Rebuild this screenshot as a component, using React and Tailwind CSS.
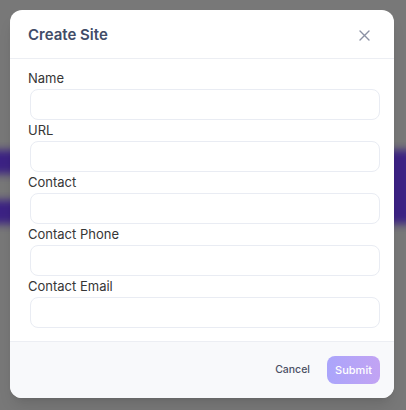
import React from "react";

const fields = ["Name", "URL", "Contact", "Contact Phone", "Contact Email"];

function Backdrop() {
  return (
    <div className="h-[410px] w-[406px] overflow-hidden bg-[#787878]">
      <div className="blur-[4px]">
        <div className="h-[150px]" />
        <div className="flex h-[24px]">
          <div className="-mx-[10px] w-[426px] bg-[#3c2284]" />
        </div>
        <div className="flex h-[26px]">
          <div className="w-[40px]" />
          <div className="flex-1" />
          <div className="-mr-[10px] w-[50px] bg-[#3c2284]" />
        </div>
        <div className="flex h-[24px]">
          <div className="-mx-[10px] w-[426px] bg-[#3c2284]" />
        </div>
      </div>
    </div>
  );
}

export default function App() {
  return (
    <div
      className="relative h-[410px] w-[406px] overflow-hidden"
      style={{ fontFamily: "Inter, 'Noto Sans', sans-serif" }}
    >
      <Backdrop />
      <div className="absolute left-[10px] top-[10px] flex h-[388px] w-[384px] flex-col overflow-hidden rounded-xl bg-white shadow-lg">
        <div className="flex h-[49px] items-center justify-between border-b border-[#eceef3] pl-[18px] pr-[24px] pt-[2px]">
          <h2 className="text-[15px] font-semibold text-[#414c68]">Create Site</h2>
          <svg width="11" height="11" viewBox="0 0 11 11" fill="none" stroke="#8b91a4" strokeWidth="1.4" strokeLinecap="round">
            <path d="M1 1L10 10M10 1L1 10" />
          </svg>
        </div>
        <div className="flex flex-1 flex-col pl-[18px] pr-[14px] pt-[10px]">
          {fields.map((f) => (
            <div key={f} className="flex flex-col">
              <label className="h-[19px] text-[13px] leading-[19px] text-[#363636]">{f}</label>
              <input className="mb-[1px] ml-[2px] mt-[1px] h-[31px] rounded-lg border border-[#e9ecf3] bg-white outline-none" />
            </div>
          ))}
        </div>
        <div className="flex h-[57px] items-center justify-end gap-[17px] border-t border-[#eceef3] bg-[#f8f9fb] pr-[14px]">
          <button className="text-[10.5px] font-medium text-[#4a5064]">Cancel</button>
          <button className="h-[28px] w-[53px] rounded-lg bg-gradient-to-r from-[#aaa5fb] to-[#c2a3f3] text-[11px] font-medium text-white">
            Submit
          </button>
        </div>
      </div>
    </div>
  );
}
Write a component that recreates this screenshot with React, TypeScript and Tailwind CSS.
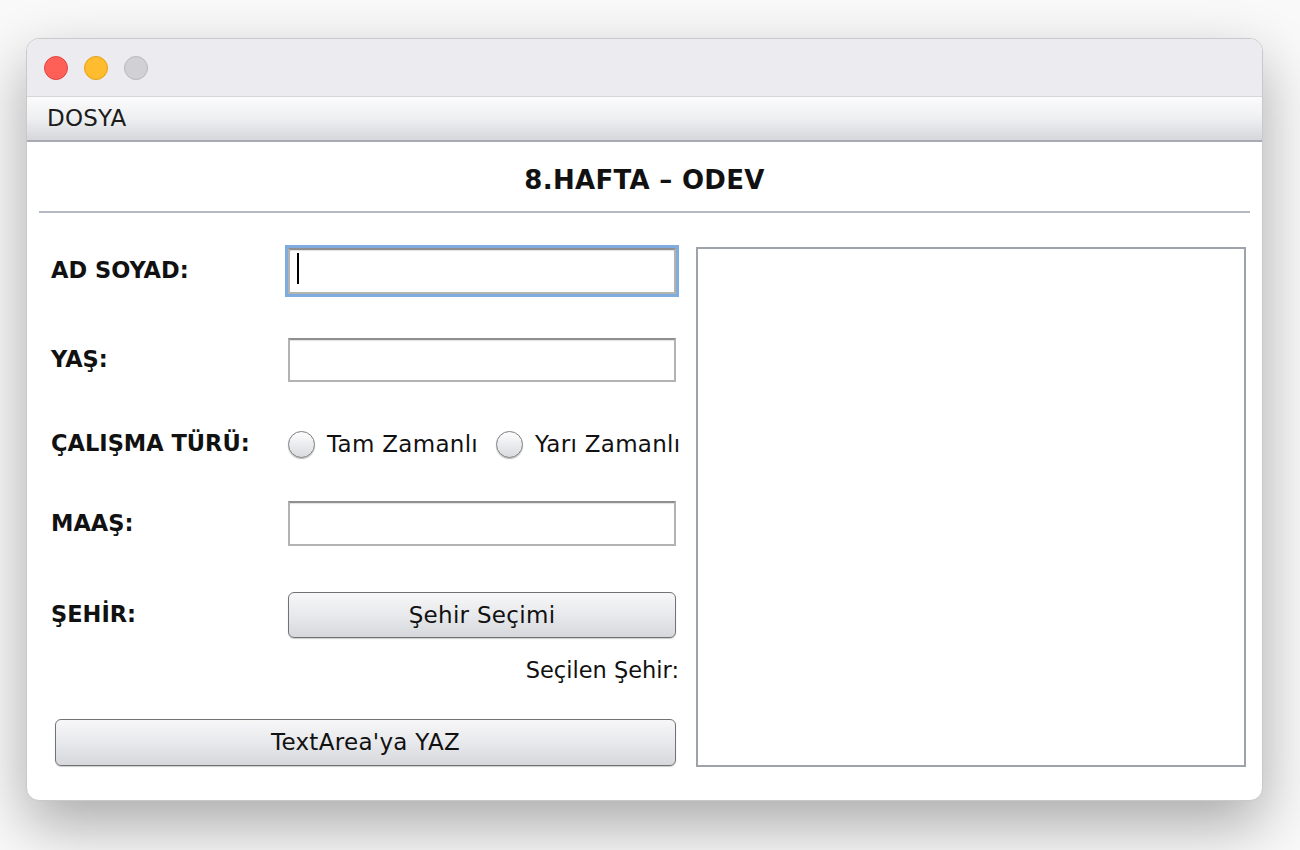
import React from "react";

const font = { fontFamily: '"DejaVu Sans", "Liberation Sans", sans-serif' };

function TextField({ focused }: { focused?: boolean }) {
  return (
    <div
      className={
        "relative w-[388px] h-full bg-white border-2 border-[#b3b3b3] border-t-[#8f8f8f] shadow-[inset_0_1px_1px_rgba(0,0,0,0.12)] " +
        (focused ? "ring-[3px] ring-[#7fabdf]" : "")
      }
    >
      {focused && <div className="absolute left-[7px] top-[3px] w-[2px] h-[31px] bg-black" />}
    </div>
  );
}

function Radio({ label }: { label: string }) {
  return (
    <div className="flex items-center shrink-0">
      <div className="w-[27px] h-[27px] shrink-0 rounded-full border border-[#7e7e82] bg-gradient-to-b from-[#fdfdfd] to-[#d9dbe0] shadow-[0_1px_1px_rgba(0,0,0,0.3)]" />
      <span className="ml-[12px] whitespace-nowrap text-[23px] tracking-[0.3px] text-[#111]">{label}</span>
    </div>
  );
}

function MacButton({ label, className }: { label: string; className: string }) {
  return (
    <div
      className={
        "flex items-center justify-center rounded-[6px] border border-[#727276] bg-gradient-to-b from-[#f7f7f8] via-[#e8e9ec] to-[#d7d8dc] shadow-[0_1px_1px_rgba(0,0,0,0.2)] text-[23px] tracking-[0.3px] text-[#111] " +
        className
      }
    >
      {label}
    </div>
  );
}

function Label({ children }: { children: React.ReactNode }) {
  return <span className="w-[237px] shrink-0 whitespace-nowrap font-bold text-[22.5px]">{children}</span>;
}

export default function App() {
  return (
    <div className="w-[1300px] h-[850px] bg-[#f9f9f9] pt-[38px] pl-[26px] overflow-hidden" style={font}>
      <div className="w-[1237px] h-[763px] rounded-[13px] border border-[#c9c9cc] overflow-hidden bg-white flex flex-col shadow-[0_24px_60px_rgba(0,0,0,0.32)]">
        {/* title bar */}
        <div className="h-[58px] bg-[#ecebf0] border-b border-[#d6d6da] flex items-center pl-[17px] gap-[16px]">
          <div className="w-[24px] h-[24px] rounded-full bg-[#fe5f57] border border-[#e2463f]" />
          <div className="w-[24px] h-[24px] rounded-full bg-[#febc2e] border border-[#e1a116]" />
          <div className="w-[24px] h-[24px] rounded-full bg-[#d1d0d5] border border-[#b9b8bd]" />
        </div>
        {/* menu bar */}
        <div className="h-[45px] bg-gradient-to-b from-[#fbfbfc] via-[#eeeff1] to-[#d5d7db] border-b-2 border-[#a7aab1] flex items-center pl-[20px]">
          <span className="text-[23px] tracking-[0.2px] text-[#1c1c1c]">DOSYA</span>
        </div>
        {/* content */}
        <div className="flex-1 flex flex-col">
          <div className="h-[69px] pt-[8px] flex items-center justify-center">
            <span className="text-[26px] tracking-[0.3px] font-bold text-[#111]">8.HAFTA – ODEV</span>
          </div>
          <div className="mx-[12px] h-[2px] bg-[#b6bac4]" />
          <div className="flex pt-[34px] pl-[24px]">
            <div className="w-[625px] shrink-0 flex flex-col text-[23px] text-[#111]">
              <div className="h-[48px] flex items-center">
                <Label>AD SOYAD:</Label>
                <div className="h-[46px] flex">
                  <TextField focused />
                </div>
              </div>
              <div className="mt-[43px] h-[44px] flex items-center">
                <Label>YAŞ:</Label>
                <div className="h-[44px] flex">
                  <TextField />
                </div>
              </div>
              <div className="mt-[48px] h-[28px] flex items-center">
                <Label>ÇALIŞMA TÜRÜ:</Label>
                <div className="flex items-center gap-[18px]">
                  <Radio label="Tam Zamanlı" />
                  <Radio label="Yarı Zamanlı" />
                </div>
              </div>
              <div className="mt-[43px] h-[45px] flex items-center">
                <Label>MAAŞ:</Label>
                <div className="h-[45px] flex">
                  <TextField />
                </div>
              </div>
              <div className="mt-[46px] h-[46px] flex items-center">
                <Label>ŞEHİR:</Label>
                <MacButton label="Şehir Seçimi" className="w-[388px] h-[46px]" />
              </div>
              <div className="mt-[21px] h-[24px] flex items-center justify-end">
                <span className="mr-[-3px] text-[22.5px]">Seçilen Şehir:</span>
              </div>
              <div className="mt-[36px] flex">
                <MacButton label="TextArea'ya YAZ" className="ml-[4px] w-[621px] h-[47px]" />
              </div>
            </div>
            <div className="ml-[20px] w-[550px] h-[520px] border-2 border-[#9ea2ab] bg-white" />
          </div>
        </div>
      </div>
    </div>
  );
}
++++++++
■ WORK TO BE COMPLETED
Reproduce each line word for word and drop the pictures.

■ EXERCISE OUTPUT
Rebuild this screenshot as a component, using React and Tailwind CSS.
import React from "react";

const fields = ["Name", "URL", "Contact", "Contact Phone", "Contact Email"];

function Backdrop() {
  return (
    <div className="h-[410px] w-[406px] overflow-hidden bg-[#787878]">
      <div className="blur-[4px]">
        <div className="h-[150px]" />
        <div className="flex h-[24px]">
          <div className="-mx-[10px] w-[426px] bg-[#3c2284]" />
        </div>
        <div className="flex h-[26px]">
          <div className="w-[40px]" />
          <div className="flex-1" />
          <div className="-mr-[10px] w-[50px] bg-[#3c2284]" />
        </div>
        <div className="flex h-[24px]">
          <div className="-mx-[10px] w-[426px] bg-[#3c2284]" />
        </div>
      </div>
    </div>
  );
}

export default function App() {
  return (
    <div
      className="relative h-[410px] w-[406px] overflow-hidden"
      style={{ fontFamily: "Inter, 'Noto Sans', sans-serif" }}
    >
      <Backdrop />
      <div className="absolute left-[10px] top-[10px] flex h-[388px] w-[384px] flex-col overflow-hidden rounded-xl bg-white shadow-lg">
        <div className="flex h-[49px] items-center justify-between border-b border-[#eceef3] pl-[18px] pr-[24px] pt-[2px]">
          <h2 className="text-[15px] font-semibold text-[#414c68]">Create Site</h2>
          <svg width="11" height="11" viewBox="0 0 11 11" fill="none" stroke="#8b91a4" strokeWidth="1.4" strokeLinecap="round">
            <path d="M1 1L10 10M10 1L1 10" />
          </svg>
        </div>
        <div className="flex flex-1 flex-col pl-[18px] pr-[14px] pt-[10px]">
          {fields.map((f) => (
            <div key={f} className="flex flex-col">
              <label className="h-[19px] text-[13px] leading-[19px] text-[#363636]">{f}</label>
              <input className="mb-[1px] ml-[2px] mt-[1px] h-[31px] rounded-lg border border-[#e9ecf3] bg-white outline-none" />
            </div>
          ))}
        </div>
        <div className="flex h-[57px] items-center justify-end gap-[17px] border-t border-[#eceef3] bg-[#f8f9fb] pr-[14px]">
          <button className="text-[10.5px] font-medium text-[#4a5064]">Cancel</button>
          <button className="h-[28px] w-[53px] rounded-lg bg-gradient-to-r from-[#aaa5fb] to-[#c2a3f3] text-[11px] font-medium text-white">
            Submit
          </button>
        </div>
      </div>
    </div>
  );
}
Write a component that recreates this screenshot with React, TypeScript and Tailwind CSS.
import React from "react";

const font = { fontFamily: '"DejaVu Sans", "Liberation Sans", sans-serif' };

function TextField({ focused }: { focused?: boolean }) {
  return (
    <div
      className={
        "relative w-[388px] h-full bg-white border-2 border-[#b3b3b3] border-t-[#8f8f8f] shadow-[inset_0_1px_1px_rgba(0,0,0,0.12)] " +
        (focused ? "ring-[3px] ring-[#7fabdf]" : "")
      }
    >
      {focused && <div className="absolute left-[7px] top-[3px] w-[2px] h-[31px] bg-black" />}
    </div>
  );
}

function Radio({ label }: { label: string }) {
  return (
    <div className="flex items-center shrink-0">
      <div className="w-[27px] h-[27px] shrink-0 rounded-full border border-[#7e7e82] bg-gradient-to-b from-[#fdfdfd] to-[#d9dbe0] shadow-[0_1px_1px_rgba(0,0,0,0.3)]" />
      <span className="ml-[12px] whitespace-nowrap text-[23px] tracking-[0.3px] text-[#111]">{label}</span>
    </div>
  );
}

function MacButton({ label, className }: { label: string; className: string }) {
  return (
    <div
      className={
        "flex items-center justify-center rounded-[6px] border border-[#727276] bg-gradient-to-b from-[#f7f7f8] via-[#e8e9ec] to-[#d7d8dc] shadow-[0_1px_1px_rgba(0,0,0,0.2)] text-[23px] tracking-[0.3px] text-[#111] " +
        className
      }
    >
      {label}
    </div>
  );
}

function Label({ children }: { children: React.ReactNode }) {
  return <span className="w-[237px] shrink-0 whitespace-nowrap font-bold text-[22.5px]">{children}</span>;
}

export default function App() {
  return (
    <div className="w-[1300px] h-[850px] bg-[#f9f9f9] pt-[38px] pl-[26px] overflow-hidden" style={font}>
      <div className="w-[1237px] h-[763px] rounded-[13px] border border-[#c9c9cc] overflow-hidden bg-white flex flex-col shadow-[0_24px_60px_rgba(0,0,0,0.32)]">
        {/* title bar */}
        <div className="h-[58px] bg-[#ecebf0] border-b border-[#d6d6da] flex items-center pl-[17px] gap-[16px]">
          <div className="w-[24px] h-[24px] rounded-full bg-[#fe5f57] border border-[#e2463f]" />
          <div className="w-[24px] h-[24px] rounded-full bg-[#febc2e] border border-[#e1a116]" />
          <div className="w-[24px] h-[24px] rounded-full bg-[#d1d0d5] border border-[#b9b8bd]" />
        </div>
        {/* menu bar */}
        <div className="h-[45px] bg-gradient-to-b from-[#fbfbfc] via-[#eeeff1] to-[#d5d7db] border-b-2 border-[#a7aab1] flex items-center pl-[20px]">
          <span className="text-[23px] tracking-[0.2px] text-[#1c1c1c]">DOSYA</span>
        </div>
        {/* content */}
        <div className="flex-1 flex flex-col">
          <div className="h-[69px] pt-[8px] flex items-center justify-center">
            <span className="text-[26px] tracking-[0.3px] font-bold text-[#111]">8.HAFTA – ODEV</span>
          </div>
          <div className="mx-[12px] h-[2px] bg-[#b6bac4]" />
          <div className="flex pt-[34px] pl-[24px]">
            <div className="w-[625px] shrink-0 flex flex-col text-[23px] text-[#111]">
              <div className="h-[48px] flex items-center">
                <Label>AD SOYAD:</Label>
                <div className="h-[46px] flex">
                  <TextField focused />
                </div>
              </div>
              <div className="mt-[43px] h-[44px] flex items-center">
                <Label>YAŞ:</Label>
                <div className="h-[44px] flex">
                  <TextField />
                </div>
              </div>
              <div className="mt-[48px] h-[28px] flex items-center">
                <Label>ÇALIŞMA TÜRÜ:</Label>
                <div className="flex items-center gap-[18px]">
                  <Radio label="Tam Zamanlı" />
                  <Radio label="Yarı Zamanlı" />
                </div>
              </div>
              <div className="mt-[43px] h-[45px] flex items-center">
                <Label>MAAŞ:</Label>
                <div className="h-[45px] flex">
                  <TextField />
                </div>
              </div>
              <div className="mt-[46px] h-[46px] flex items-center">
                <Label>ŞEHİR:</Label>
                <MacButton label="Şehir Seçimi" className="w-[388px] h-[46px]" />
              </div>
              <div className="mt-[21px] h-[24px] flex items-center justify-end">
                <span className="mr-[-3px] text-[22.5px]">Seçilen Şehir:</span>
              </div>
              <div className="mt-[36px] flex">
                <MacButton label="TextArea'ya YAZ" className="ml-[4px] w-[621px] h-[47px]" />
              </div>
            </div>
            <div className="ml-[20px] w-[550px] h-[520px] border-2 border-[#9ea2ab] bg-white" />
          </div>
        </div>
      </div>
    </div>
  );
}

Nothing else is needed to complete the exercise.